Tuesday, October 26, 2010

Part Four of the Cub Scout Chronicles

  This weekend, I took some time to do Cub Scout reading. The first part of the Cub Scout manual was about personal safety. I had no idea, what I was about to read. It was about how to talk to your child about strangers and how to teach them what to do in situations. I had THE talk with my son. (Nervous much)
  We (meaning my wife and) spent the rest of the weekend asking random questions about what he would do in certain situations. He did well to tell you the truth. I didn’t really have any doubt about his performance.
  Today, we as parents need to watch and teach our children about strangers. Not only the strangers on the street, but the people that we think we know next door or even in our home. When I was young this wasn’t as big of an issue. Excluding a few bad apples in the bunch, I had good childhood.
  The meeting went very well. My wife had a long talk with my son about personal space. (Don’t kick your neighbor.) She also told him that he needs to pay attention and stay quiet. Later, I found out she had threatened to take his video game privileges away. (Personal note never get on my wife’s bad side or she will take things away.)
  He did very well, almost making it through until the end of the meeting before he started squirming in his chair. I gave up in the end and let him run off with a couple of older scouts. They came over and invited him to play ball. He said, “Yes,” and with a nod from myself, ran off in search of the ball. I almost asked if they wanted one more, because I still feel a little like an outsider in the group of parents.
  I miss the good old days of the play ground. When you are a child you can just run off and make friends. In the novel, Fight Club by Chuck Palahniuk, one of the characters had a name for these types of friends. He called them single use friends. The people that you meet in a doctor’s office have a good conversation and leave without asking their names. Later, you might think of that person and wonder why you didn’t ask them their name. You hit yourself in the head; I could have been having coffee with that person, right now! Darrel is the same way, later he will be at the park and relate the area with the person and wonder out loud.
  “Where are my friends?”
  “What friends Darrel?”
  “The ones that where here last time,” answering the question with concern.
  “They don’t live at the park, Darrel,” we tell him only to watch him go off and make more single use friends.
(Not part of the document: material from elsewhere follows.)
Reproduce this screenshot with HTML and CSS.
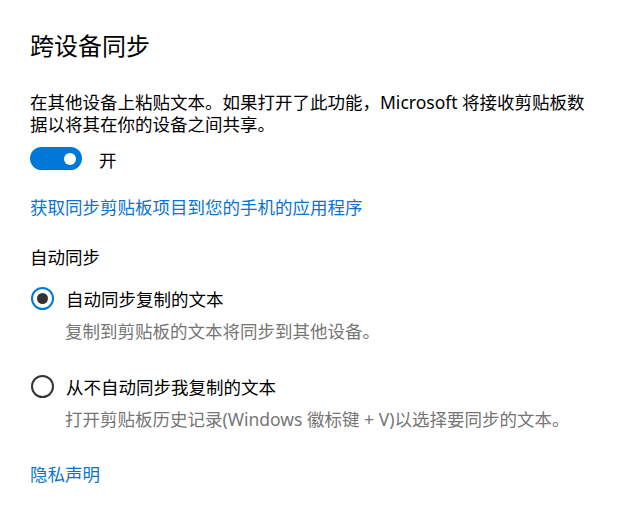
FILE: index.html
```html
<!DOCTYPE html>
<html lang="zh-CN">
<head>
<meta charset="utf-8">
<title>跨设备同步</title>
<link rel="stylesheet" href="styles.css">
</head>
<body>
<main class="page">
  <h1 class="title">跨设备同步</h1>
  <p class="desc">在其他设备上粘贴文本。如果打开了此功能，Microsoft 将接收剪贴板数据以将其在你的设备之间共享。</p>
  <div class="toggle-row">
    <span class="toggle"><span class="knob"></span></span>
    <span class="toggle-label">开</span>
  </div>
  <a class="link link-app" href="#">获取同步剪贴板项目到您的手机的应用程序</a>
  <div class="group-label">自动同步</div>
  <div class="option option-first">
    <div class="radio-row">
      <span class="radio checked"><span class="dot"></span></span>
      <span class="radio-text">自动同步复制的文本</span>
    </div>
    <div class="hint">复制到剪贴板的文本将同步到其他设备。</div>
  </div>
  <div class="option">
    <div class="radio-row">
      <span class="radio"></span>
      <span class="radio-text">从不自动同步我复制的文本</span>
    </div>
    <div class="hint">打开剪贴板历史记录(Windows 徽标键 + V)以选择要同步的文本。</div>
  </div>
  <a class="link link-privacy" href="#">隐私声明</a>
</main>
</body>
</html>
```
FILE: styles.css
```css
html, body {
  margin: 0;
  padding: 0;
  background: #ffffff;
}

body {
  font-family: "Segoe UI", "Noto Sans", "Noto Sans CJK SC", sans-serif;
  color: #000000;
  font-size: 17.5px;
  line-height: 22px;
}

.page {
  width: 560px;
  padding: 30px 0 0 30px;
  display: flex;
  flex-direction: column;
  align-items: flex-start;
}

.title {
  margin: 0;
  font-size: 24px;
  line-height: 32px;
  font-weight: 400;
}

.desc {
  margin: 29px 0 0 0;
  width: 560px;
}

.toggle-row {
  margin-top: 12px;
  display: flex;
  align-items: center;
  gap: 17px;
}

.toggle {
  width: 52px;
  height: 23px;
  border-radius: 12px;
  background: #0078d7;
  display: flex;
  align-items: center;
  justify-content: flex-end;
  padding-right: 6px;
  box-sizing: border-box;
}

.knob {
  width: 12px;
  height: 12px;
  border-radius: 50%;
  background: #ffffff;
}

.toggle-label {
  position: relative;
  top: 1px;
}

.link {
  color: #0a74d0;
  text-decoration: none;
}

.link-app {
  margin-top: 26px;
}

.group-label {
  margin-top: 28px;
}

.option {
  margin-top: 33px;
  display: flex;
  flex-direction: column;
}

.option-first {
  margin-top: 19px;
}

.radio-row {
  display: flex;
  align-items: center;
  gap: 12px;
  padding-left: 1px;
}

.radio {
  width: 23px;
  height: 23px;
  box-sizing: border-box;
  border: 2.4px solid #333333;
  border-radius: 50%;
  display: flex;
  align-items: center;
  justify-content: center;
}

.radio.checked {
  border-color: #0078d7;
}

.dot {
  width: 11px;
  height: 11px;
  border-radius: 50%;
  background: #333333;
}

.hint {
  margin-top: 10px;
  padding-left: 35px;
  color: #767676;
}

.link-privacy {
  margin-top: 33px;
}
```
  I sit in a crowd and still feel sad that I can’t make friends as easy as I used to, in turn it makes me happy that I see my son playing with two kids that he might because friends with, after all they go to the same meeting each week. Maybe, he will become best friends with one of these boys, or maybe they are just a single serve friend, but for now he is enjoying himself and is no longer thinking about video games and what will be on TV when he gets home.